The museum building has been reinforced with massive steel doors. Special attention has been put to guarding one of its best-known treasures, the Dura-Europos synagogue from the third century AD. Discovered by archaeologists in 1932, its interior walls are covered by astonishing frescoes. They survived for centuries, thanks to well-planned measures of protection in an earlier age of war. The synagogue was filled with sand before the Persians invaded a few years after it was built. Police units are stationed outside the part of the building that houses the synagogue on a round-the-clock basis and the museum has installed a state-of-the-art system of electronic counter-measures to disable any attempt to trigger a car bomb beside it.

Professor Maamoun is in constant touch with his staff around the country who contact him by email with updates about new threats.

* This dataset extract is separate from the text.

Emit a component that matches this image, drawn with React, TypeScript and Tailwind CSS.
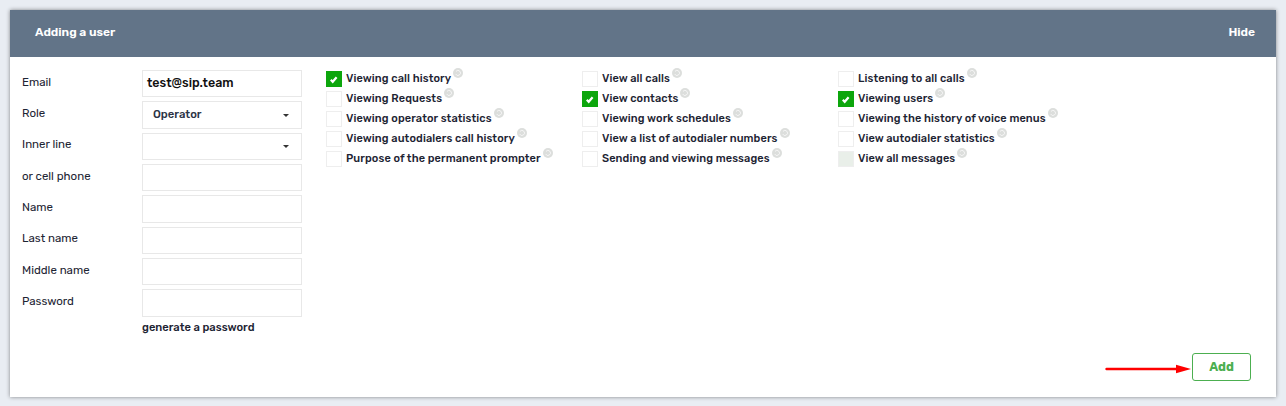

They have recorded the entire inventory of Syria's museums electronically and maintain a data base of damage and destruction that is regularly updated.

But the work is overwhelming. Professor Maamoun is waiting for a replacement to take over so he can go back to his university job. "I'm very tired. I feel I've been the director here for thirty years. I'm the saddest museum director in the world," he said with a deceptive smile.

"Every day I get reports of theft and damage. It creates a terrible psychological effect on all of our staff. I'm a technocrat, not a politician. But we must find a political solution to this war."